SEC. 4. The provisions of this act, so far as they relate in any way to any other railroad company or companies aforesaid, shall take effect and become operative in manner aforesaid, whenever hereafter the same shall have been assented to by the stockholders of such company or companies, at a meeting thereof called and warned for that purpose, and not othewise.

SEC. 5. This act may be altered, amended or repealed, at the pleasure of the General Assembly.

AUTHORIZING NEW LONDON, WILLIMANTIC AND PALMER RAILROAD COMPANY TO ISSUE BONDS, AND Extending TIME FOR COMPLETION OF THEIR ROAD.

Upon the petition of the New London, Willimantic and Palmer railroad corporation, praying for alterations in their charter as per petition on file :—

SEC. 1. Resolved by this Assembly, That the New London, Willimantic and Palmer railroad corporation be, and they hereby are allowed the further period of one year from and after the time originally prescribed and limited, within which to expend the sum of one hundred thousand dollars between the towns of New London and Norwich, and one hundred thousand dollars between Norwich and Willimantic, as required by their charter.
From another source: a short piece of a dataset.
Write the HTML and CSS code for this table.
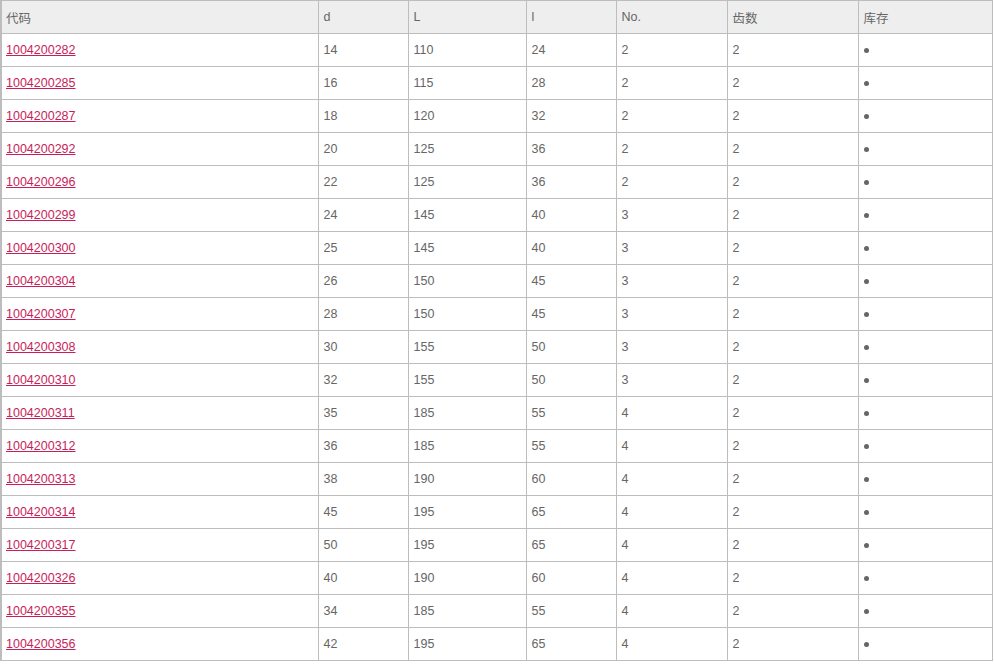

SEC. 2. That it shall be lawful for the directors of said New London, Willimantic and Palmer railroad corporation, from time to time, to borrow such sum or sums of money, not exceeding in the whole the sum of five hundred thousand dollars, as to said directors shall seem necessary and proper, for the completion of their road and the purchase of materials, locomotives, cars, lands, and the erection of

warehouses, workshops and other necessary buildings, at a rate of interest not exceeding seven per cent. per annum ; and for securing the repayment of monies so borrowed, full power and authority is hereby granted to the said directors to pledge, or hypothecate by way of bond, with or without seal, mortgage, trust, or otherwise, the railroad by them owned or constructed or to be constructed under their charter, or any portion or portions of the same, with any or all. its privileges, appendages, appurtenances, implements, cars, engines and personal estate, and other property, franchises and chartered rights of said company; and said company shall be allowed to retain possession of all such property so pledged, hypothecated or mortgaged as aforesaid; provided the deed or deeds of the same shall be deposited for record in the office of the Secretary of this State, whose duty it shall be to record the same. The said bonds may be issued and negotiated from time to time, as occasion shall require, and such pledge, hypothecation, bond, mortgage and trust, shall be valid for securing the due payment of any sum or sums of money so borrowed, with the interest thereon accruing, and which the same shall be given to secure; and in case of default made in the payment of monies so borrowed or secured, the person or persons, body politic or corporate, their legal representatives, successors and assigns, claiming under said pledge, hypothecation, bond, mortgage or trust, may by due process of law, acquire, have, hold, use, occupy and enjoy the said road with its appurtenances, implements, and property of said company, and take and receive the tolls, rents, issues, profits and advantages thereof, during the continuance of said charter, in as full and ample a manner as the stockholders of said company could or might have had, used and enjoyed the same, subject nevertheless, to all the restrictions, limitations and conditions contained in the act incorporating said company, and the amendments thereto.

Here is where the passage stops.